Hence, we first should clarify that tags can serve various purposes:

  1. They can establish categories. You can do this alternatively by sorting your notes into different subfolders organised by topics, sure. But tags are much more flexible as each note can thus be grouped under several topics without being copied into several folders. Another workaround is to establish MOCs, which is a nice idea, of course, because it helps you to gradually structure a topic you are working on. I am using MOCs (or whatever you may call it) a lot - but be aware that in this case you have to pigeon-hole your note immediately after writing it, otherwise it may become lost temporarily until you are explicitly searching for it. Tagging is much faster, especially when you just want to record a spontaneous thought and be sure it won’t become lost in the future.
  2. They can give you a quick overview of your note’s content. If you choose your tags in a well-directed way, you can immediately get an idea about what this specific note might be about, without reading it first.
  3. They can structure your work. This was already mentioned by several people here. Assigning the tag “elaborate”, for example, let’s you quickly find your notes that have to be further developed or supplemented.

These three purpuses are quite commonly used by most of us, I think. Yet, the real power of tags, in my opinion, can be found in a fourth argument:

  1. Tags let you discover new connections in an unintended and unforeseen way:

This is one of the major strengths of Luhmann’s approach to the zettelkasten. The above-mentioned use cases certainly facilitate your workflow a lot and relieve your brain - they are utilities that help you to make your work faster and more effective. But they all don’t change the way you are thinking about a topic from the very beginning - means they all support you in elaborating a structure of your content that is already in your mind when you start working on a topic but they don’t encourage you to consider a topic from a completely different angle.

I started realising the real power of tags while working for several years with Daniel Lüdecke’s zkn3. This is - for now - the programme that possibly best translates Luhmann’s method of working and connecting into the digital age. To be sure, tagging in an intelligent and proper way is a process of learning over time (tags should neither be too specific nor too general, not too many and not too few, etc.). But after some time your zettelkasten comes to life: it somehow develops its own personality and it starts to “speak to you” (that’s what Luhmann called it several times, if I remember right - he regarded his zettelkasten less as a simple tool for knowledge management, but rather as a good friend he could discuss his ideas with). It becomes your “second brain”, but one that can see much more connections than you ever can see by yourself (as you’re still limited by your routinised ways of thinking and structuring information into topics).

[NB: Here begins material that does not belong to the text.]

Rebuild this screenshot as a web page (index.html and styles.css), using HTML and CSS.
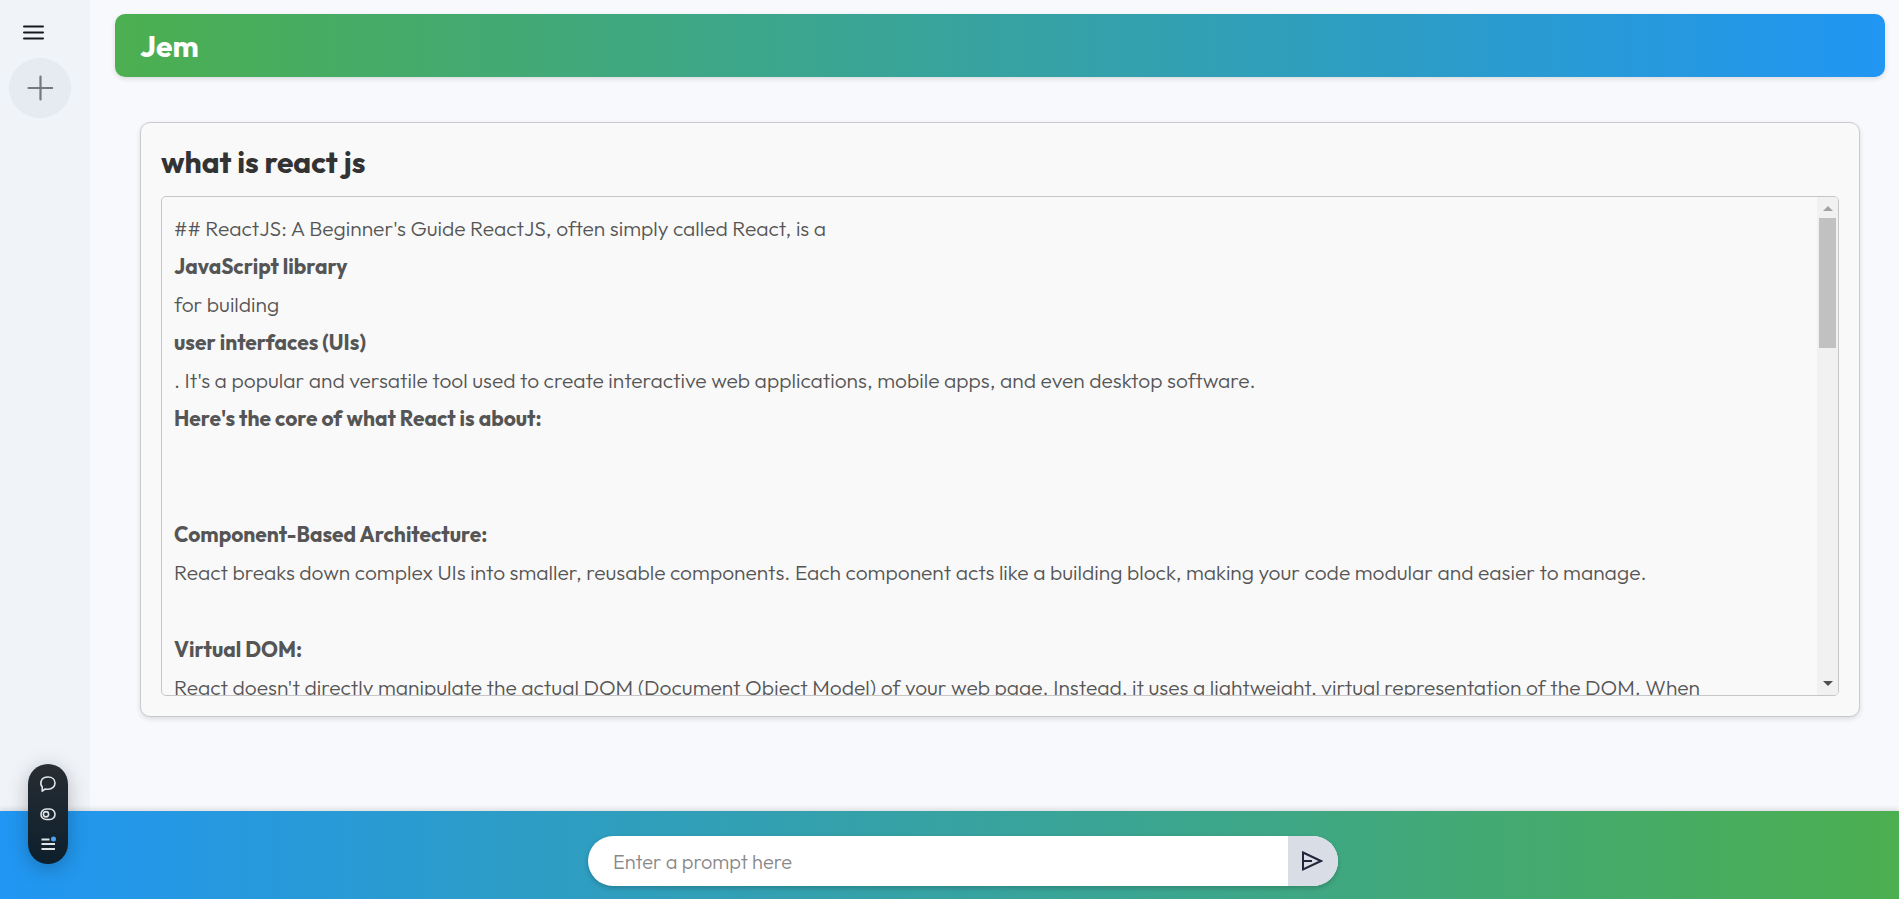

Let me give a brief example. I have, for instance, a note that originates from an article excerpt that defines conservatism as the “desire for structure”. Having tagged this note, amongst others, with “structure”, it suddenly shows you in another pane a link to a note that differentiates between two major forms of “learning”: a) Learning as adaptation in order to deal effectively with given structures as well as expectations and requirements from my environment; b) Learning as emancipation from existing structures that helps you overcome your environment’s expectations and self-confidently pursue your individual goals and dreams. This note, then, takes me both to several thoughts about how learning is organised in schools and to a note about the existentialist understanding of freedom. If I further follow the ideas my zettelkasten is sharing with me, I discover thoughts about such different topics as social organisation in the digital age, the organisation of work in global capitalism, the historically specific nature of desires, the process of identity formation in school and some thoughts on strategies of procrastination (!). In the end, I arrive at a strongly extended understanding of the different causes and mechanisms of conservatism I would have never discovered on my own. I suddenly see a bulk of unexpected and often surprising connections I couldn’t have thought about before because my way of thinking is significantly pre-structured and pre-defined by what I have learned about how things could (or should) be seen. Trying to find out something about conservatism, I probably would have searched for “conservatism”, maybe for “politics” or “parties” etc. - but not for “desire”, “school”, “procrastination”, “digitalisation” or “existentialism”. But the zettelkasten has triggered my thoughts in a completely unexpected way, so that I finally end up with a couple of new notes about new insights and connections. After some time, I could have written an article about the meaning of ‘conservatism’ that doesn’t just replicate and sum up anymore what others have said about this topic before but develops a completely new approach to this topic. (And no - I haven’t written an article about conservatism yet; I just took, for means of illustration, the first note my zettelkasten opened at random and followed its suggestions… :wink:)

Again, it all depends on what your main purpose is, of course. If you just want to use obsidian (or any other app) as a kind of wiki or structured repository of your knowledge, then tags might have a very different meaning for you, rather helping you to quickly find information you are looking for. But, if your main goal is to open up your mind, explore new ways of thinking and discover surprising and unintended connections between topics, then the simple structuring use of tags rather restrains than advances your work - just because all the links, hierarchies and categories you establish have always already been somewhere in your mind before and it is extremely difficult for all of us to overcome our habitualised ways of thinking.

The above thoughts basically form the background of a feature proposition I made here (cf. point 2.) - but maybe I should open a separate feature request for this, if only in order to see if others would be interested in such a feature as well.